Think of a domain name as an address you write on an envelope. It's a way your web site can be found by anyone in the world using the internet. The actual name is a human readable version of what the domain name actually is. And that is a bunch of numbers. I'm afraid it's true, your precious web site domain name is actually something like 234.123.456.54 or something like that. Now that bunch of numbers isn't very user friendly, so the clever web browsers translate the domain name you enter in the address bar in the the numbers, and hey presto, your web site pops up. You domain is separated by some DOTS, and we'll talk about these now.
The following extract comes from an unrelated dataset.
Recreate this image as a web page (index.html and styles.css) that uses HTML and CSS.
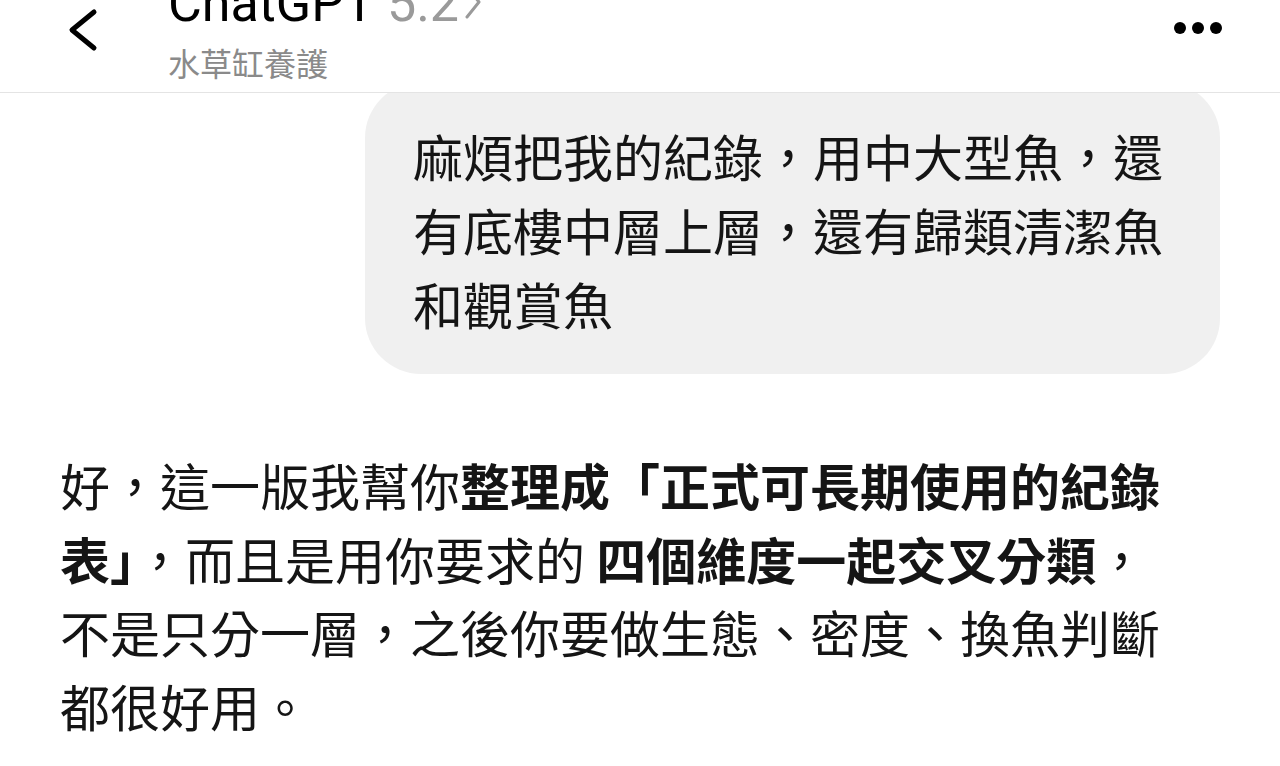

Lets take www.yahoo.com as an example to work from. I'm pretty sure most of you will have heard of Yahoo. The first part of the domain name is WWW which means World Wide Web. This is a location on your web server. It could just as easily be BBB, XXX or infact any word at all. Many companies have different parts of their organisation split into sub-domains as they call them. So taking Yahoo as an example, they might have a structure like this: www.yahoo.com for their main web site, advertising.yahoo.com for their ad team and ideas.yahoo.com for their think tank of ideas people. These sub domains are really easy to set up.
The second part is YAHOO and this is what identifies the organisation or company, or the keywords you are targeting in particular. Today, millions and millions of domains have been registered that bear no resemblance to a companies name, but might be relevant to a certain product line, or a movie or again a certain set of key words.
And finally, the last part which is the .COM Generally, this is known as the TLD, or top-level domain name.
There are many TLD extensions at the moment and each country has their own. The most common is the .COM and this is the one everyone wants, however it is getting increasingly difficult to pick a .COM address up these days, and there is big money to be made registering expired .COM addresses that people just forget to renew. Some of them can be sold on for thousands of dollars - no kidding!